As a child, you may have learned to people-please in order to:

  • Avoid Abandonment: Ensuring others were happy with you may have felt like a way to keep them from leaving.

  • Avoid Conflict: Keeping the peace might have seemed like the safest option.

  • Keep Yourself Safe: In some environments, pleasing others can be a survival strategy.

However, as an adult, continuing to engage in people-pleasing behaviors can actually lead to:

  • Resentment in Relationships: Constantly prioritising others’ needs over your own can build resentment.

  • Not Getting Your Needs Met: If you don’t advocate for yourself, your needs might go unfulfilled.

  • Being Taken Advantage of or Taken for Granted: People may start to expect you to always comply, potentially leading to exploitation.


Helpful Tips for Becoming More Assertive

Use a Confident Tone of Voice & Keep Your Head Held High:

  • The way you say something can be as important as what you say.
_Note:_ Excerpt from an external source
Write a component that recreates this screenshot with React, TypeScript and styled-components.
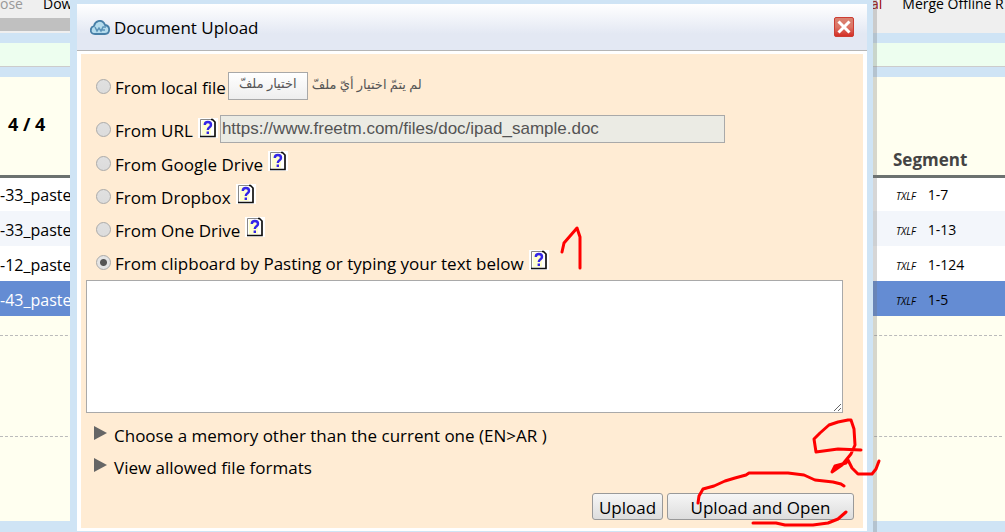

A confident tone and positive body language, such as standing tall and maintaining eye contact, reinforce your message.

Be Conscious of the Tendency to Over-Apologise:

  • While it's important to apologise when necessary, over-apologising can undermine your message and convey a lack of confidence. Instead of saying, “I’m sorry, but I need some time for myself,” try, “I need some time for myself.”

Remember That Your Needs Are Valid:

  • Your needs are just as important as anyone else’s. Acknowledging this can help you feel more justified in asserting yourself.

Normalise That It’s Going to Feel Uncomfortable at First:

  • Change is rarely comfortable, but it’s necessary for growth. Embrace the discomfort as a sign that you’re making progress.

Keep Practicing Until It Begins to Feel More Comfortable:

  • Like any skill, assertiveness improves with practice. Start with small steps and gradually take on more challenging situations.

Use Positive Body Language:

  • Maintain eye contact, stand or sit up straight, and use open gestures. This reinforces your verbal message and projects confidence.

Prepare and Rehearse:

  • Before a difficult conversation, take time to plan what you want to say. Rehearse it in front of a mirror or with a friend.

Start Small:

  • Begin by being assertive in low-stakes situations. Gradually work up to more challenging scenarios as your confidence builds. Practice saying no to small requests. This can help you build the confidence to set boundaries in more significant areas of your life.

6. Reflect on Your Progress:

  • After assertive interactions, reflect on what went well and what could be improved. Celebrate your successes to reinforce positive behavior.


Embracing Your True Self

Ultimately, the goal is to balance kindness with assertiveness. You can respect others while also standing up for your own needs and boundaries. It's a process that requires patience, practice, and self-compassion, but it's entirely achievable. Remember, you can be kind and still voice your needs, set limits, say no, and stand up for yourself.